If you are looking for good snorkelling one of the best spots is the San Blas Archipelago.  In this Guna land is forbidden to dive with a tank but here you will find one of the most untouched coral reefs by mankind. The reef holds its beauty for decades now since people do not pollute the waters around it.  The Kuna Indians or Guna indians live from the sea and hunt on it. They hunt the reefs and sandbanks by using simple snorkeling gear and do not over fish their own waters because they only take what is needed to stay alive. They are scared that scuba dives will kill the great schools of fish and leave the Kuna without food to survive. They will preserve the coral reef for future generations this way.

The rich sea life and the crystal clear water will give you plenty enough time to drift away from the world above water. One of the easy places to get in touch with this sea life is the shipwreck near Isla Perro. This place is perfect for people not used to snorkeling or scuba diving but also gives people that have done it before a nice challenge to spot all the sea life around the ship. Don’t forget to bring your underwater camera because spotting a wild turtle, shark or octopus isn’t a rare sight in the waters around the San Blas Islands.   The best way to snorkel in San Blas is charter a sailing boat.  EcoCircuitos Panama organize this adventure for you.

Do you Know? Bastimentos Marine National Park

Bastimentos Marine National Park is comprised of a group of islands located in Almirante Bay in the province of Bocas del Toro. The park encompasses a large portion of Bastimentos Island, Zapatilla Cays, in addition to the waters and mangroves that surround the island.

The north eastern side of Bastimentos Island faces the Caribbean Sea. Five beaches are found here along with stretches of cove inlets and coral reef. These beaches are: Wizard Beach, Red Frog Beach, Turtle Beach, North Beach and Playa Larga. The south western side of the island has a mangrove coastline with very calm water year round.

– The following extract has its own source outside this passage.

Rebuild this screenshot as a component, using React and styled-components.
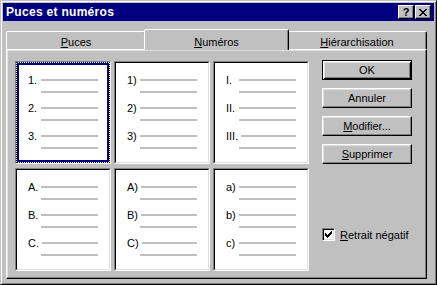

The landscape is much more dramatic, with large rock faces, stretches of long beaches, in addition to coves and inlets.

Bastimentos was Panama’s first marine park and covers an extremely diverse 28,600 marine acres.  With a protected corridor no wider than seven miles, its oceanic diversity includes sea fan garden, vibrant coral reef, and over 200 species of tropical fish.  Oceanic formations in the area include walls, freshwater caves, tunnels, pinnacles, coral spires and towers, groove and spur, ocean impact reef, sandy ledges, and protected patch reef.  Bastimentos is one of the few protected areas in Latin America that preserves, simultaneously, the wildlife and habitat of beaches, coral reef and mangroves.